The job has been fulfilling for Kellogg, who is one of Fort Wayne Business Weekly’s 40 under 40 for 2024. Her favorite part of the job is the BRE, business retention and expansion, visits. It gets her out in the community and talking to the business owners.


This is the part of the job that helps wash away that outsider mentality and turns her into an insider in Noble County.


“It took a little bit to get to know the people that you need to know,” Kellogg said. “But that was kind of a fun part about first starting, going out there having those meetings learning about them learning why they love Noble County so much and growing those relationships. It’s not about what you know, it’s about who you know.”

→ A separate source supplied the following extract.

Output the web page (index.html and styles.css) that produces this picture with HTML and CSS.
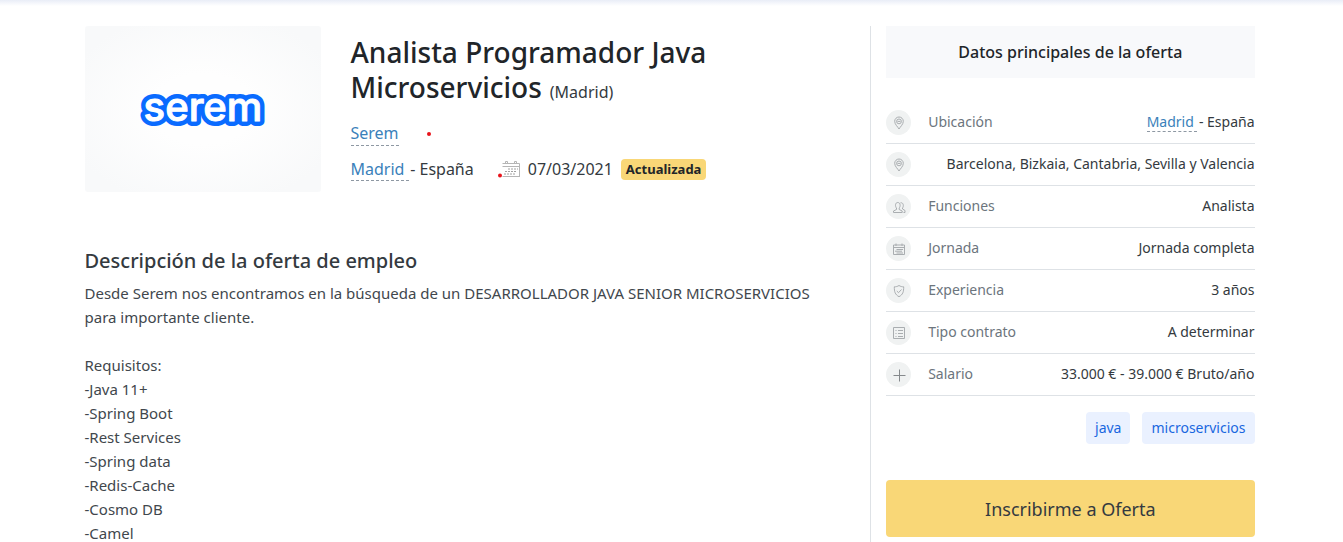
FILE: index.html
```html
<!DOCTYPE html>
<html lang="es">
<head>
<meta charset="utf-8">
<meta name="viewport" content="width=device-width, initial-scale=1">
<title>Analista Programador Java Microservicios</title>
<link rel="stylesheet" href="styles.css">
</head>
<body>
<svg class="defs" aria-hidden="true">
  <symbol id="pin" viewBox="0 0 14 14"><path d="M7 13C6 11 2.700 8.500 2.700 5.300a4.300 4.300 0 0 1 8.600 0C11.300 8.500 8 11 7 13z"/><circle cx="7" cy="5.400" r="2.400"/><path d="M5.500 5.400h3"/></symbol>
  <symbol id="users" viewBox="0 0 14 14"><path d="M1.500 12.500v-1.500l3-1.500V8C3 6.500 3 2.500 5.800 2.500S8.600 6.500 7.200 8v1.500l3 1.500v1.500z"/><path d="M8.500 2.800c3-.6 3.500 3.500 2 5.200v1l2.500 1.500v2h-1.500"/></symbol>
  <symbol id="calendar" viewBox="0 0 14 14"><path d="M1.500 3h11v9.500h-11zM1.500 5.500h11M4 1.500v2.500M10 1.500v2.500M4.500 7.500H11M3 9.200h7M4.500 11H11"/></symbol>
  <symbol id="shield" viewBox="0 0 14 14"><path d="M7 1.500c1.500 1 3 1.300 4.700 1.300 0 5-.7 7.700-4.700 9.900-4-2.200-4.700-4.900-4.700-9.900C4 2.800 5.500 2.500 7 1.500zM4.800 7l1.700 1.700L9.500 5.500"/></symbol>
  <symbol id="list" viewBox="0 0 14 14"><path d="M1.500 1.500h11v11h-11zM3.500 4.500h1M6 4.500h5M3.500 7.500h1M6 7.500h5M3.500 10.500h1M6 10.500h5"/></symbol>
  <symbol id="plus" viewBox="0 0 14 14"><path d="M7.500 1.500v12M1.500 7.500h12"/></symbol>
</svg>
<main class="container">
  <article class="offer">
    <header class="offer-head">
      <div class="logo-box">
        <svg class="logo" viewBox="0 0 130 40" role="img" aria-label="serem">
          <text class="logo-text" x="65" y="32">serem</text>
          <text class="logo-text logo-fill" x="65" y="32" aria-hidden="true">serem</text>
        </svg>
      </div>
      <div class="offer-info">
        <h1 class="title"><span>Analista Programador Java</span> <span>Microservicios</span><small class="title-city">(Madrid)</small></h1>
        <p class="company"><a class="link" href="#serem">Serem</a><span class="dot"></span></p>
        <p class="meta">
          <span><a class="link" href="#madrid">Madrid&nbsp;</a>&#8202;- España</span>
          <svg class="date-icon" viewBox="0 0 22 18" aria-hidden="true">
            <path class="date-frame" d="M4.500 3.500h17v13h-17M4.500 6.500h17M7.500 3.500V1.500h2v2M16.500 3.500V1.500h2v2M21.500 4v13"/>
            <path class="date-days" d="M10 9h10M7 11.500h12M6 14h11"/>
            <circle class="date-dot" cx="2" cy="15.500" r="2"/>
          </svg>
          <time datetime="2021-03-07">07/03/2021</time>
          <span class="badge">Actualizada</span>
        </p>
      </div>
    </header>
    <section>
      <h2 class="subtitle">Descripción de la oferta de empleo</h2>
      <p class="description">Desde Serem nos encontramos en la búsqueda de un DESARROLLADOR JAVA SENIOR MICROSERVICIOS para importante cliente.<br><br>Requisitos:<br>-Java 11+<br>-Spring Boot<br>-Rest Services<br>-Spring data<br>-Redis-Cache<br>-Cosmo DB<br>-Camel</p>
    </section>
  </article>
  <aside class="side">
    <h2 class="side-title">Datos principales de la oferta</h2>
    <ul class="facts">
      <li class="fact"><span class="fact-icon"><svg class="icon"><use href="#pin"/></svg></span><span class="fact-name">Ubicación</span><span class="fact-value"><a class="link" href="#madrid">Madrid&nbsp;</a>&#8202;- España</span></li>
      <li class="fact"><span class="fact-icon"><svg class="icon"><use href="#pin"/></svg></span><span class="fact-value">Barcelona, Bizkaia, Cantabria, Sevilla y Valencia</span></li>
      <li class="fact"><span class="fact-icon"><svg class="icon"><use href="#users"/></svg></span><span class="fact-name">Funciones</span><span class="fact-value">Analista</span></li>
      <li class="fact"><span class="fact-icon"><svg class="icon"><use href="#calendar"/></svg></span><span class="fact-name">Jornada</span><span class="fact-value">Jornada completa</span></li>
      <li class="fact"><span class="fact-icon"><svg class="icon"><use href="#shield"/></svg></span><span class="fact-name">Experiencia</span><span class="fact-value">3 años</span></li>
      <li class="fact"><span class="fact-icon"><svg class="icon"><use href="#list"/></svg></span><span class="fact-name">Tipo contrato</span><span class="fact-value">A determinar</span></li>
      <li class="fact"><span class="fact-icon"><svg class="icon icon-strong"><use href="#plus"/></svg></span><span class="fact-name">Salario</span><span class="fact-value">33.000 € - 39.000 € Bruto/año</span></li>
    </ul>
    <div class="tags"><a class="tag" href="#java">java</a><a class="tag" href="#microservicios">microservicios</a></div>
    <button class="apply" type="button">Inscribirme a Oferta</button>
  </aside>
</main>
</body>
</html>
```
FILE: styles.css
```css
* { box-sizing: border-box; }
body {
  margin: 0;
  overflow: hidden;
  font-family: "Segoe UI", "Noto Sans", sans-serif;
  font-size: 15px;
  line-height: 24px;
  color: #343a40;
  background: linear-gradient(#e9edf7, #fff 6px) no-repeat #fff;
}
h1, h2, p, ul { margin: 0; padding: 0; }
.defs { display: none; }
.container {
  display: grid;
  grid-template-columns: 2fr 1fr;
  max-width: 1200px;
  margin: 0 auto;
  padding: 26px 2px 0 0;
}
.offer { padding: 0 15px 0 13px; }
.offer-head { display: grid; grid-template-columns: 236px 1fr; gap: 30px; margin-bottom: 57px; }
.logo-box { display: flex; align-items: center; justify-content: center; height: 166px; border-radius: 3px; background: radial-gradient(#fefefe 30%, #f8f9fa 85%); }
.logo { width: 130px; height: 40px; overflow: visible; }
.logo-text { font: 500 40px Inter, sans-serif; text-anchor: middle; fill: #0a6bff; stroke: #0a6bff; stroke-width: 10px; stroke-linejoin: round; }
.logo-fill { fill: #fff; stroke: #fff; stroke-width: 1px; }
.offer-info { padding-top: 9px; }
.title { max-width: 400px; font-size: 28px; font-weight: 500; line-height: 35px; color: #212529; }
.title-city { margin-left: 8px; font-size: 16px; font-weight: 400; line-height: 24px; color: #343a40; }
.link { color: #3a81ba; text-decoration: none; border-bottom: 1px dashed #8e98a3; }
.company { display: flex; align-items: center; gap: 28px; margin-top: 16px; font-size: 16px; }
.dot { width: 4px; height: 4px; border-radius: 50%; background: #e8131b; }
.meta { display: flex; align-items: center; margin-top: 11px; font-size: 16px; }
.date-icon { width: 22px; height: 18px; margin: 0 8px 0 24px; }
.date-frame { fill: none; stroke: #b5b5b5; }
.date-days { fill: none; stroke: #a0a0a0; stroke-dasharray: 2 1; }
.date-dot { fill: #e8131b; }
.badge { margin-left: 8px; padding: 0 5px; border-radius: 4px; background: #f9d777; color: #212529; font-size: 13px; font-weight: 700; line-height: 21px; }
.subtitle { margin-bottom: 8px; font-size: 20px; font-weight: 500; line-height: 24px; }
.description { padding-right: 30px; color: #41474d; }
.side { padding: 0 15px; border-left: 1px solid #dee2e6; }
.side-title { padding: 14px 0; background: #f8f9fb; font-size: 16px; font-weight: 500; line-height: 24px; text-align: center; color: #212529; }
.facts { margin-top: 24px; list-style: none; font-size: 14px; }
.fact { display: flex; align-items: center; height: 42px; border-bottom: 1px solid #dee2e6; }
.fact-icon { display: flex; align-items: center; justify-content: center; width: 25px; height: 25px; margin-right: 17px; border-radius: 50%; background: #f0f2f2; }
.icon { width: 14px; height: 14px; fill: none; stroke: #a9adb0; stroke-width: 1px; }
.icon-strong { stroke: #85898c; }
.fact-name { padding-bottom: 2px; color: #6c757d; }
.fact-value { margin-left: auto; padding-bottom: 2px; }
.tags { display: flex; justify-content: flex-end; gap: 12px; margin: 16px 0 36px; }
.tag { padding: 4px 9px; border-radius: 4px; background: #eaf1ff; color: #1967e0; text-decoration: none; font-size: 14px; }
.apply { display: block; width: 100%; padding: 15px 14px 13px; border: 0; border-radius: 4px; background: #f9d777; color: #343a40; font: 400 18px/29px "Segoe UI", "Noto Sans", sans-serif; }
```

As a woman in a leadership position, Kellogg believes she must foster diversity. The Be Noble offices are made up entirely of women and that comes with its own set of challenges.


“I’ve embraced them and I know my skill sets and what I can offer. I see it as a challenge to show everybody, ‘Hey, you might second guess my capabilities, but I’m going to prove you wrong.’ And I’m going to be inclusive in my decision-making. Because it does represent what Noble County is all about,” Kellogg said.


Melanie’s inclusive mindset has had generational implications.


Her daughter, Paityn, is a competitive dancer and at her dance studio, there’s a group called the Warriors, which works to provide children and adults with enduring intellectual development and physical disabilities the opportunity to perform while promoting overall wellness by giving confidence to their abilities.


Melanie wanted to assist in eliminating some of the financial costs, including uniforms, food and travel. Last summer, Melanie helped the owner of the studio create a nonprofit organization. And in a short amount of time, they were able to reach out to the community and get them a year’s worth of funding.


Paityn is involved in a duet with one of the Warriors, her best friend Dylan, who has spina bifida and is in a wheelchair. A few weeks ago, the duo competed at Arts United and finished second place against individuals who don’t have any disabilities.


“When Dylan got off stage, she was surrounded by a whole bunch of people, young girls that we didn’t know who were crying and thanking her for sharing her talents with them,” Kellogg said. “Being willing to go out on stage and show them anybody can go out there that just like you see that coming from young individuals, and I know makes you feel good about what’s to come.”